Mattino a Barolo, contemplando la Langa e finendo Caino di Saramago. Si può stare meglio nella vita? Uhm, difficile (ma possibile: non fate gli sboccati). Poi degustazione. Alle 18 c’era anche una partitella di calcetto, ma avevo un impegno e poi col calcio ho smesso.

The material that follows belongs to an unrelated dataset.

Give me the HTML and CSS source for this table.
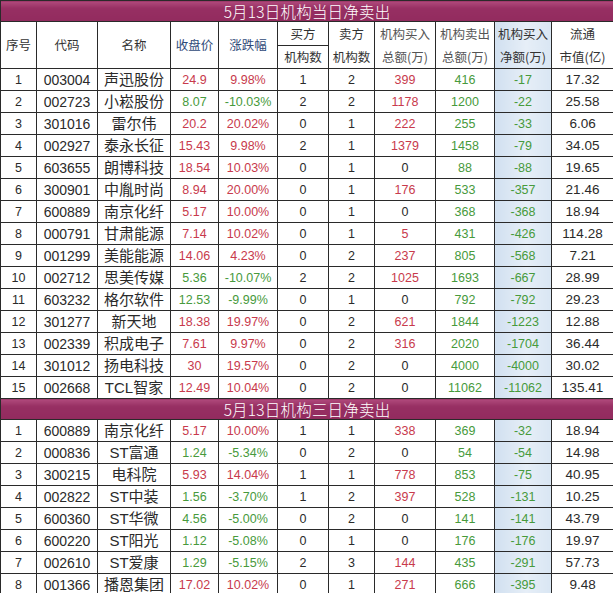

Nel mio personalissimo cartellino ho segnato e applaudito i Dolcetto di Claudio Alario (Diano d’Alba) e Francesco Boschis (Dogliani: chapeau). Molto bene Brovia a Castiglione Falletto. Ettore Germano è da sempre uno dei miei preferiti (anche per i bianchi: Metodo Classico, Riesling, Anas-Cetta). Schiavenza si è confermata una garanzia (anche come slowfood: provatelo). Discreti Paolo Manzone, Josetta Saffirio. Il giovane Simone Scaletta dovrebbe osare di più. Gigi Rosso forse non dovrebbe fare vino (è una battuta: ma non mi prendono).
La cena, con cui ho chiuso alla grande la tre giorni, è stata il consueto pellegrinaggio nella “mia” Cravanzana. Da Maurizio Robaldo, ristoratore da benedire nell’Alta Langa. C’erano anche Gigi Garanzini e sua moglie Maria: amici, punti di riferimento e produttori di pregio. E non mancava Flavio Roddolo, Papa Roddolus. Ogni tanto penso di esagerare nel lodarlo. Poi, durante la cena, ha aperto un Barolo 2005 (per lui giovanissimo) ed ho avuto la conferma che mangia in testa a tutti (o quasi). Flavio forever.
Maurizio si diverte ad aprire bottiglie particolari in queste occasioni. Quel giovedì è stata la volta di un Riesling Auslese della Mosella, Zilliken annata ’93. Ha denotato longevità incredibile, si è aperto con lentezza, il residuo zuccherino non lo ha aiutato nell’abbinamento (ma che profumi, che mineralità). Poi è spuntato un Dolcetto Siri d’Jermu Pecchenino, addirittura del ’93. Della serie: il Dolcetto non può invecchiare.  Può eccome, anche se una piccola ossidazione c’era. Del Barolo 2005 Roddolo ho già detto. La sorpresa è stato un Barolo del 1974 – la mia annata: grazie Maurizio – fatto da un’azienda che neanche esiste più, dal nome (inquietante) “Flli Viberti fu Giuseppe”. Uh-oh. Una lenta, continua, affascinante evoluzione. E il tutto mentre dalla cucina uscivano piatti d’incanto.
E poi mi dite perché ami così tanto la Langa.